Man, this sucks. I'm going crazy thinking about this.


----------



## Sedd (Sep 1, 2003)

*Re: No decision yet........................*

Stern changed his mind and will not be at the Suns game. He will watch the Cavs game.

Don't know how to take that.


----------



## Dissonance (Jul 21, 2004)

*Re: No decision yet........................*



Sedd said:


> Stern changed his mind and will not be at the Suns game. He will watch the Cavs game.
> 
> Don't know how to take that.



Where'd you hear that?


I bet after watching a qrter of that game, he will wish he went to PHX instead. Probably fall asleep too.


----------



## Helvius (Jul 4, 2006)

*Re: No decision yet........................*

Eh, that's not a good sign if he's changing games. Doesn't want to get booed/raped


----------



## Dissonance (Jul 21, 2004)

Well, this sucks. Player's should boycott, or something. I know. I know. Bleh.

LINK




> PHOENIX -- Phoenix center Amare Stoudemire and teammate Boris Diaw have been suspended for one game for leaving the bench after Robert Horry's hard foul of Steve Nash in Game 4 of the Suns' Western Conference semifinal against San Antonio, a person with knowledge of the penalty said Tuesday.
> 
> Horry was suspended for two games after knocking Nash into the scorer's table with 18 seconds remaining in the Suns' 104-98 victory in San Antonio Monday night that evened the best-of-seven series 2-2, said the person, who sought anonymity because the official announcement had not yet been made.


----------



## nffl (Jun 25, 2006)

So Matrix is gonna play PF with KT starting C. Jumaine and JR playing some PF and J-Rose playing some SF? Backup C? My goodness. Might as well forfeit the game and go to SA for game 6.


----------



## SodaPopinski (Aug 10, 2004)

Blazers fan here. Man I feel for you guys. I'm rooting for you to win the title this year, and our lovely league just gave you guys a Bruce Bowen kick squarely in the gonads. I've known for a while the NBA has had Popovich's piece down their throat for the better part of a decade, but this is just ridiculous. No consistency shown here, no justice.

-Pop


----------



## kconn61686 (Jul 29, 2005)

Ray Allen, Kobe Bryant, Vince Carter, Amare Stoudemire, and Jamal Crawford have all cited Bowen as the dirtiest player, the league's SI player poll voted him the dirtiest player, and the NBA is unaware of his tactics. It just makes me really sick to know the NBA is allowing Pop, Bowen, & Ginobili to play their dirty style en route to the NBA Finals. Maybe credit to Pop because he just does whatever he wants and the NBA backs down.
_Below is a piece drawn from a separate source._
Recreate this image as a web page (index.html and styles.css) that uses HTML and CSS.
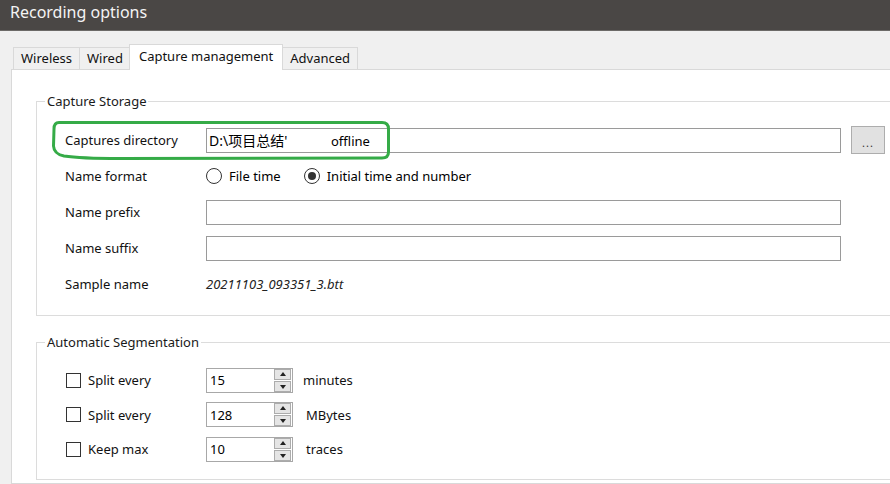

The Horry Hip Check is something the Spurs encourage, something they appreciate. In essence Horry not only played like a goon, but he took out 2 great players for the next game- thats strategy, the kind of strategy Pop and the Spurs use.


----------



## Dean the Master (Feb 19, 2006)

This is going to hurt the Suns in game 5. But look at the bright side, Big shot Rob won't be back until game seven.


----------



## Lukasbmw (Jul 30, 2004)

quit with this


----------



## bigdbucks (Jun 7, 2002)

Suns fans- you were "robbed". Sir Charles had a good point on TNT. Duncan did the same thing that Diaw and Stoudemire did. Hopefully this doesn't cost you a game because at PHX was a guarenteed win for Phoenix IMO. Good Luck!


----------



## ShOwTiMe 15 (Jun 30, 2005)

im telling you now...phoenix wins game 5...


----------



## Dwyane Wade (Oct 12, 2004)

This is ridiculous, the NBA is so BADD when it comes to hte rules, sooo many flaws, First of All, It is not justified o give Amare or Diaw a suspension b/c if they deserved a suspension shouldnt Ducan get suspended for running on the courtwhen Fransico Ellis and Jones went at it (see link)??? And second, Had the nba not decided to suspend Amare/Diaw, would they suspend Horry for two games, NO, b/c last year posey's hit on hinrich cost him 1 game, that might've been worst..This is not Justified at all....BTW, heres a link to ducan leaving da court earlier in the game, i got it form the spurs forum...http://http://bumpshack.com/2007/05/15/tim-duncan-left-the-bench-last-night-as-well/http://bumpshack.com/2007/05/15/tim-duncan-left-the-bench-last-night-as-well/


----------



## lessthanjake (Jul 4, 2005)

There goes the series. Game 5 is lost. Game 6 in SA is probably a lost cause anyways (taking 2 outta 3 in SA is a tall order).


----------



## Wombatkilla1 (Dec 5, 2006)

Shame Shame Shame On The Nba For This....


----------



## LineOFire (Apr 20, 2004)

This sucks. I feel bad for you guys. I'm sure the Spurs wanted to beat the Suns at full strength.


----------



## ATLien (Jun 18, 2002)

I had the Spurs taking the series, but it wouldn't surprise me at all if this lights a fire under The Suns and they take this series. It's just 1 game without Diaw/Amare, and look how great the Suns were 1 year ago when Amare was injured. Suns will be alright, they might even win the next one and/or the series.


----------



## kconn61686 (Jul 29, 2005)

matrix has got to be 30 and 20 tmw nite, not out of the question


----------



## Carbo04 (Apr 15, 2005)

Typical NBA. Spurs get away with everything and we get ****ed in our asses. Oh well, we were pretty good without amare last year. I think we can at least stay competitive. But the more realistic hope is that this lights some real fire and toughness in this team and we win games 6 and 7.


----------



## 604flat_line (May 26, 2006)

*Re: No decision yet........................*



Dissonance19 said:


> Where'd you hear that?
> 
> 
> I bet after watching a qrter of that game, he will wish he went to PHX instead. Probably fall asleep too.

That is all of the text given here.